A transfer of shares in a limited liability company in Bulgaria depends on whether the buyer is already a shareholder or it is a third party.
There are no legal restrictions based on the nationality of the seller and the buyer.
The transfer of a whole company under the Bulgarian Commercial Act means transfer of 100% shares of the shareholders or the sole owner of the capital in Limited Liability Company (LLC).
A transfer of a company share from one partner to another is freely. No approval from the General Assembly of the company is needed.
In case the buyer is a third party, the share transfer shall be in compliance with the requirements for admitting a new partner.
Firstly, a Share sale and purchase agreement shall be signed. The signatures of the parties and the content of the contract shall be notarised simultaneously.
Therefore, it cannot be notarized first by one of the parties and then in the next day by the other party.
So, there are two options:
- to sign the contract before the Notary Public in Bulgaria, or
- to sign it in the Bulgarian Embassy or Consulate abroad.
Secondly, the buyer provides to the company a request for acceptance as a shareholder. As well, the buyer declares that it accepts and agrees with the terms and conditions of the effective Article of Association of the company.
Thirdly, the General meeting of the shareholders or the sole owner of the capital approve the share transfer from the seller to the buyer and accept the buyer as a new partner or a new sole owner in the company. For these decisions, a record with simultaneous notarisation of the signatures and contents shall be created, unless a written form is provided for in the Article of Association.

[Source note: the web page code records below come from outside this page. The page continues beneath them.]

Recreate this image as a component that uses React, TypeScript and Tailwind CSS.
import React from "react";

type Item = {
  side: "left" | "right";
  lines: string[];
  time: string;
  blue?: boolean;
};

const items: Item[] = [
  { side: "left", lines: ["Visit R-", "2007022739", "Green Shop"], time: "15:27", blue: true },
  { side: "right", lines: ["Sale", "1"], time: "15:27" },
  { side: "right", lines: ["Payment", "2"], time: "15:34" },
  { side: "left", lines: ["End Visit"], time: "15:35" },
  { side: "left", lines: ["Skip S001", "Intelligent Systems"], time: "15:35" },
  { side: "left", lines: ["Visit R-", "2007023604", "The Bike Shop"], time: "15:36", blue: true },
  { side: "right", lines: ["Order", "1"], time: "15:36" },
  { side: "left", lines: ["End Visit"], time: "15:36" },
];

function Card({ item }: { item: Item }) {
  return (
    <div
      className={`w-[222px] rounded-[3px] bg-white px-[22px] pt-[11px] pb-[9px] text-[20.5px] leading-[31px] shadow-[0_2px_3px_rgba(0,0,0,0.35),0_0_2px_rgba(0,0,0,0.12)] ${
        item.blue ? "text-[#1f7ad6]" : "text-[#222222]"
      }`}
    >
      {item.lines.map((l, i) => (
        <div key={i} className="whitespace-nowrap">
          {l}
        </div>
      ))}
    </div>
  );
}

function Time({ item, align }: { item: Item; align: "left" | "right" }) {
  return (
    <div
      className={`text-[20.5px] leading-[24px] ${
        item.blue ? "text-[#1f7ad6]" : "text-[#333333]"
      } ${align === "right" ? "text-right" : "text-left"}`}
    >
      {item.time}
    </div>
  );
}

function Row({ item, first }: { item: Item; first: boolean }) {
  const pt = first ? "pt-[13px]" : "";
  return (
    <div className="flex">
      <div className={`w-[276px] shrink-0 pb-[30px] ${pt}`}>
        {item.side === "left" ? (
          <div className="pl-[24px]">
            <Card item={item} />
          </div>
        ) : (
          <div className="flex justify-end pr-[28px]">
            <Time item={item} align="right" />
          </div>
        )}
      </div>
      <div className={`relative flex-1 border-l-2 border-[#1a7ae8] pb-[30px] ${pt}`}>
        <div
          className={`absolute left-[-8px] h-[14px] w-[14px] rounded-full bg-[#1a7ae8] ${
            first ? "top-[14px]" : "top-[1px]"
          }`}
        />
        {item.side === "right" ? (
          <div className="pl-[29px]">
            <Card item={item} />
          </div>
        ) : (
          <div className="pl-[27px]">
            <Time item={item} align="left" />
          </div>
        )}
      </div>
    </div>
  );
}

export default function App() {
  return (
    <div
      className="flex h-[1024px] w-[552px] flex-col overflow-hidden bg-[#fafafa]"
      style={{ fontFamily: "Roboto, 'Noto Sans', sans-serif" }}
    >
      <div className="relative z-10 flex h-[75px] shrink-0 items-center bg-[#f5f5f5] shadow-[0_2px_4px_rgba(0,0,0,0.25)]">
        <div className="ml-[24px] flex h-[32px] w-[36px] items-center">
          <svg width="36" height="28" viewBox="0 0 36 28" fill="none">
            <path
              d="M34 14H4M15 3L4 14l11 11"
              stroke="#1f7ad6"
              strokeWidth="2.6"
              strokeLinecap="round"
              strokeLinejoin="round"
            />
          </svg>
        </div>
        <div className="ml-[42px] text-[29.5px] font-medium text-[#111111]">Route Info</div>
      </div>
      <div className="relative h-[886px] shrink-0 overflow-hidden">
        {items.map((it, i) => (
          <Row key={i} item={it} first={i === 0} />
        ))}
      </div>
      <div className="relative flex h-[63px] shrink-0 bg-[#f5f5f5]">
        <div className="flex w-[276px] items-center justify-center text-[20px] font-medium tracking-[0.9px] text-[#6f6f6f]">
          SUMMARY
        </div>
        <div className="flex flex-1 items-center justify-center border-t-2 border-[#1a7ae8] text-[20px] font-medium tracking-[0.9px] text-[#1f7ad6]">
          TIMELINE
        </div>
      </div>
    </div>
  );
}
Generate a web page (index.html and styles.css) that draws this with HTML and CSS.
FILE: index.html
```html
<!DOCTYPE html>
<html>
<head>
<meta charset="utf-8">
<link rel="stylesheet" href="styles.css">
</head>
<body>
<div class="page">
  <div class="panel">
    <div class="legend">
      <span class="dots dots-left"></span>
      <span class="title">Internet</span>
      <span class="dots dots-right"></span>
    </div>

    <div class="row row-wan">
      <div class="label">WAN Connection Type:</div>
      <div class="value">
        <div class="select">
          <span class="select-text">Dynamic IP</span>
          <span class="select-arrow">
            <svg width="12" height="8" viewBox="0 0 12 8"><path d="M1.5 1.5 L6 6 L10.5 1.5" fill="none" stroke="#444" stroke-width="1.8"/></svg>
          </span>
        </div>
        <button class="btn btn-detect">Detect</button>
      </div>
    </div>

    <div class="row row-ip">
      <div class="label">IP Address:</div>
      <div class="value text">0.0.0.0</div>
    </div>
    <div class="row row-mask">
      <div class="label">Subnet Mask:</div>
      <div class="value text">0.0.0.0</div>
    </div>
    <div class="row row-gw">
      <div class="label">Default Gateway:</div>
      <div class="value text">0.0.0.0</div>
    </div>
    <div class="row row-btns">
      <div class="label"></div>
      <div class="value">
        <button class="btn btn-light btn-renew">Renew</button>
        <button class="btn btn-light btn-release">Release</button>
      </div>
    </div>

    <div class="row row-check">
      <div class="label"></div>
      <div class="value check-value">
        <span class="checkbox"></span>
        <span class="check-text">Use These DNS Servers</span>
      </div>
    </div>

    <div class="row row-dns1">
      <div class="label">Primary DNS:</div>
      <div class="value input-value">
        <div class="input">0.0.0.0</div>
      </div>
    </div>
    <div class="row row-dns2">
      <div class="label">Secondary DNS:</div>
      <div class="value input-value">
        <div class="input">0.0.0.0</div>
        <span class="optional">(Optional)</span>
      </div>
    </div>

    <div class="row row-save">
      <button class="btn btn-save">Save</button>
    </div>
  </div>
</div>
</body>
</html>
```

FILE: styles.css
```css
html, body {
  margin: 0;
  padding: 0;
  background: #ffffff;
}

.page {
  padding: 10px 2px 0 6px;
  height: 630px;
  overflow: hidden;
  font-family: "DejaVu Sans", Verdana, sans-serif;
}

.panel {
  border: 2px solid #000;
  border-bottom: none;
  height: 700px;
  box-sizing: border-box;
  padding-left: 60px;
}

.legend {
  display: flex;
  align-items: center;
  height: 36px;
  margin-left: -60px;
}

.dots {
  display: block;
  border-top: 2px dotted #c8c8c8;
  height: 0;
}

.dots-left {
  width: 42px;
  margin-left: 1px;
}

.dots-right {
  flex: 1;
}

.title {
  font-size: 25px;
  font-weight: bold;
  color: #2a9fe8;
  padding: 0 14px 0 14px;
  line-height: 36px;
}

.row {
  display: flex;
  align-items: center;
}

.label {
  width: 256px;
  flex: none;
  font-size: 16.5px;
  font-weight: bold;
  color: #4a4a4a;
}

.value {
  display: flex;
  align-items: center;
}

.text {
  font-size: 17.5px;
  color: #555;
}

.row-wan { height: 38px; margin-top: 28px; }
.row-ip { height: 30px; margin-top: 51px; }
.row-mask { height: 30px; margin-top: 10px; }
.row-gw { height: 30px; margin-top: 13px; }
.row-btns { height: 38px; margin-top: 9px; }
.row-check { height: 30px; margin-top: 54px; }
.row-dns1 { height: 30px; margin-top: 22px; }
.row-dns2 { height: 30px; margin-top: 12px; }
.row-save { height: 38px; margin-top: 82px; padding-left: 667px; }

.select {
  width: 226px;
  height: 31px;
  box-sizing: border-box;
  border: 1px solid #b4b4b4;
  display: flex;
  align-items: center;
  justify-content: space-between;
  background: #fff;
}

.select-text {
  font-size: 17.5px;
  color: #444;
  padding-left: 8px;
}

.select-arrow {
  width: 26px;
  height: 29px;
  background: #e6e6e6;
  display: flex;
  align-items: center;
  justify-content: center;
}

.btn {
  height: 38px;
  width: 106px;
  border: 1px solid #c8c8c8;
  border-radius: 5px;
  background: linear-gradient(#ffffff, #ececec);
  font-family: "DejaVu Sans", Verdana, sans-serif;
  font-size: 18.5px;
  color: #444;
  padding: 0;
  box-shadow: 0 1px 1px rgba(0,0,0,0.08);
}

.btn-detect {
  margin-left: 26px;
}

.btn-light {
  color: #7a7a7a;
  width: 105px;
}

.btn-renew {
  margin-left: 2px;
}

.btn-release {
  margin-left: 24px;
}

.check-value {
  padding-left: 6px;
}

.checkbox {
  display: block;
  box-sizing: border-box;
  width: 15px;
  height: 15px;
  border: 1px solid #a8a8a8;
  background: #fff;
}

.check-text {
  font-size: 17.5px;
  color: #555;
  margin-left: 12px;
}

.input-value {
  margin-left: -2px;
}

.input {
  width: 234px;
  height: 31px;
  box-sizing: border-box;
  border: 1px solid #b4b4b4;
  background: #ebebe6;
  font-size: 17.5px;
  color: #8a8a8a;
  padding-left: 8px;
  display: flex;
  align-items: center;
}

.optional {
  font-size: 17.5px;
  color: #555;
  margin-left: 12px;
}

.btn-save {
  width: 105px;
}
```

In addition, the shareholders sign a new updated Articles of Association of the company.
For purposes of registering the share transfer in the Bulgarian Commercial register, a standard form affidavit by the managing director of the company and the seller of the shares that there are no unpaid payable wages, compensations and statutory social security contributions of workers and employees and employees, including to workers and employees whose employment relationships have been terminated up to three years prior to the transfer of the company share is also required.

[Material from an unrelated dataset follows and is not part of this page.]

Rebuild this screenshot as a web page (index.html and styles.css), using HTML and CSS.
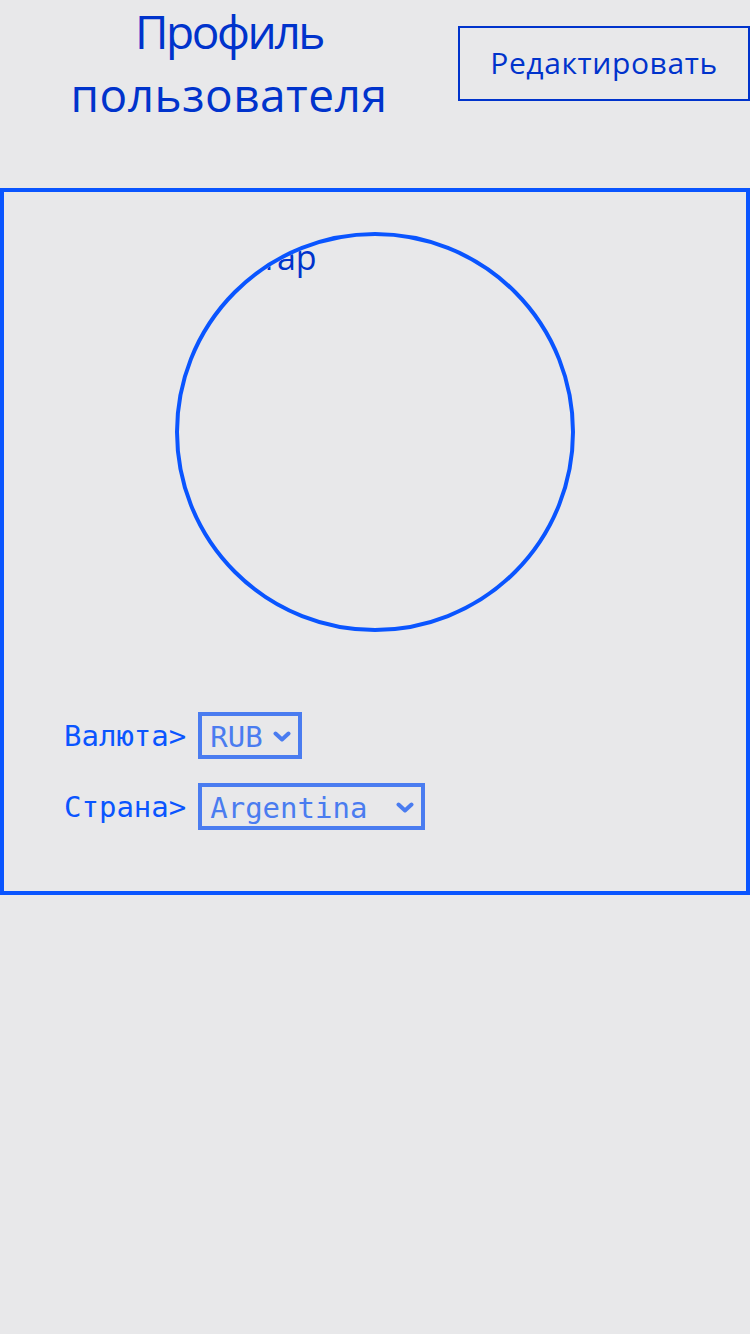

The necessary documents for the registration of the transfer of shares in a limited liability company in Bulgaria are:
- a standard form application for entry of circumstances concerning a LLC;
- a Share sale and purchase agreement with the signatures and contents notarised simultaneously;
- a request for acceptance as a shareholder;
- resolutions of the General meeting or the sole owner regarding the share transfer, an admission of a new shareholder, etc.;
- a new updated Articles of Association dully signed by the shareholders or the new sole owner of the capital;
- a copy of the Articles of association, where the personal data, other than those required by law, is deleted;
- a standard form affidavit that there are no unpaid payable wages, compensations and statutory social security contributions of workers and employees and employees, including to workers and employees whose employment relationships have been terminated up to three years prior to the transfer of the company share;
- a standard form affidavit that the circumstance to be registered with the Commercial Register are true and genuine;
- a Power of attorney issued to the lawyer that shall file the corporate changes with the Commercial Register;
- a bank receipt evidencing the payment of the statutory fee for registration of the share transfer with the Commercial Register.
In case of a sole owned LLC, the new sole owner may adopt decisions on new registered address, general manager’s change, etc.
The title ownership to the shares pass from seller to the buyer as of the day of the duly execution of the agreement in the form required by law.
The transfer of the shares become effective vis-a-vis third parties as of the date of its registration with the Commercial Register.
Usually, the change of title ownership of the shares takes around 4 days as of the date of submission of the documents to the Commercial Register.